Where will the all the risk-taking go?

Bank shareholders will invest in banks whose risk profiles match their own. The desire to take greater risks for greater (albeit more volatile) returns, is one which of course will persist. What will change is which banks are allowed to take such risks. The population of shareholders with the comfort and means to support speculative financial services organisations remains large and cannot stay out of the market for very long. People will still have the desire to outperform, and as soon as it is felt that money is there to be made, then people will be there to make the bet once again. It is this distinct population which may find itself investing less with traditional banks than before, and more with other institutions. .
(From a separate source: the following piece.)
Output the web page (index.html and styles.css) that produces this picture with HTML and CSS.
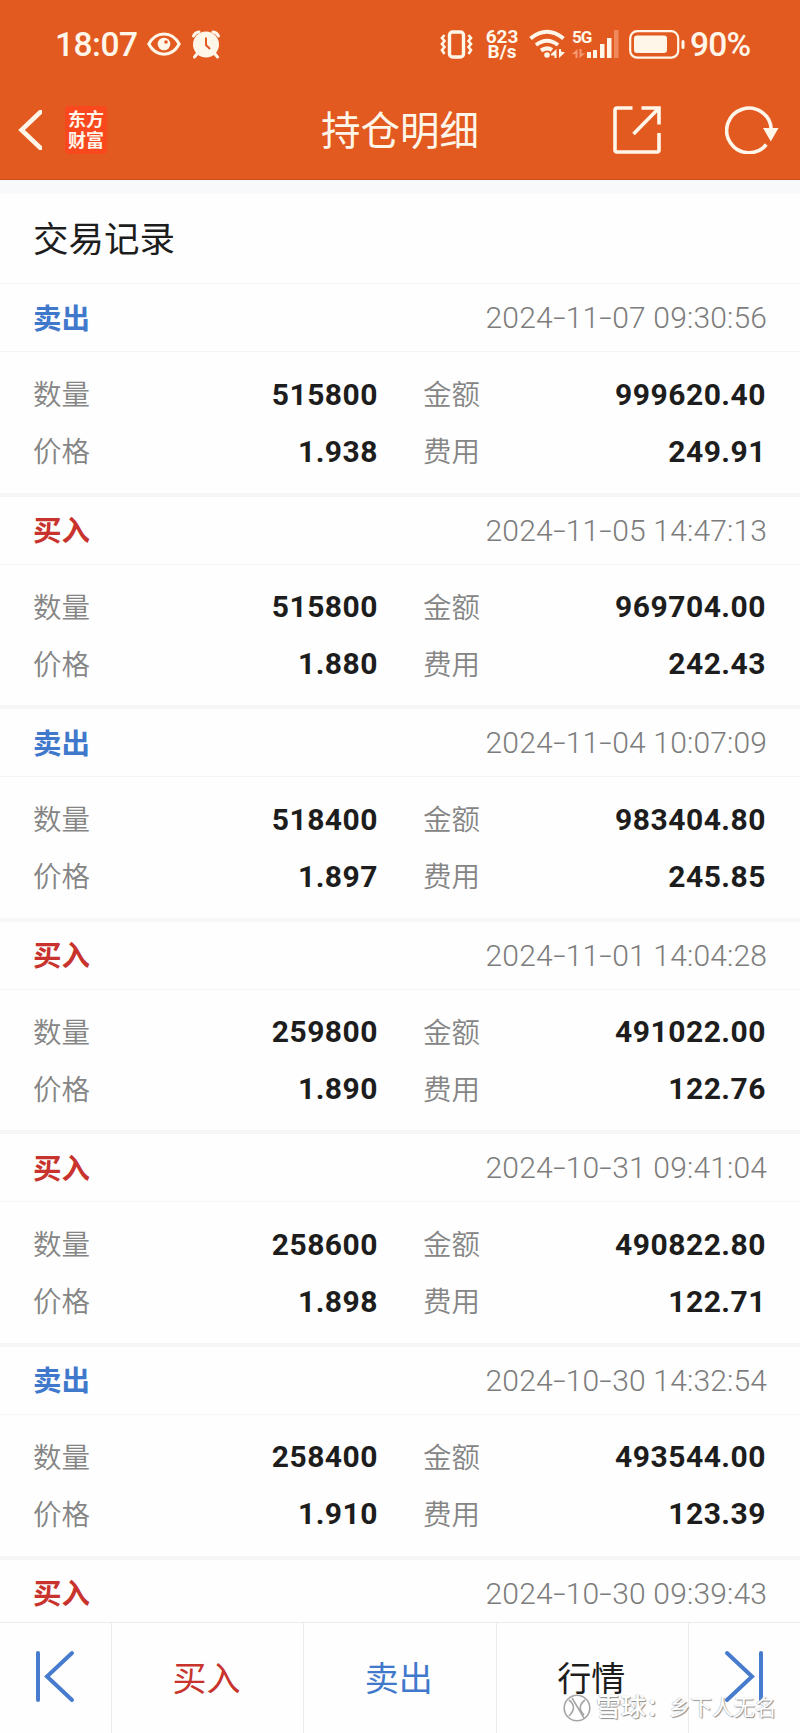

Large retail and corporate banks will cater towards the majority of shareholders, who have a very limited appetite for volatility or surprises. There shall remain, in the New World Order, a new class of financial institutions, which shall be more highly leveraged, less risk-averse, and small enough to fail. These shall cater to investors with higher risk profiles. As such, they will be centres of leverage, directional trading bets, and non-traditional market and credit exposures. Volatility, and quite possibly returns shall be higher, but the shareholders will have a much more in-depth knowledge of exactly what their business is doing with its capital and liquidity.

It is thus that the banking industry shall redeem itself. In retail and corporate banks, it shall continue to represent the needs of shareholders by servicing the needs of the world's people and businesses for banking services, while generating stable and predictable results. Speculative equity will however be drawn towards hedge funds and smaller investment banks, which will have equally well-communicated business models and risk profiles, but where, with the understanding and support of shareholders, bigger bets and higher leverage are not just tolerated but encouraged.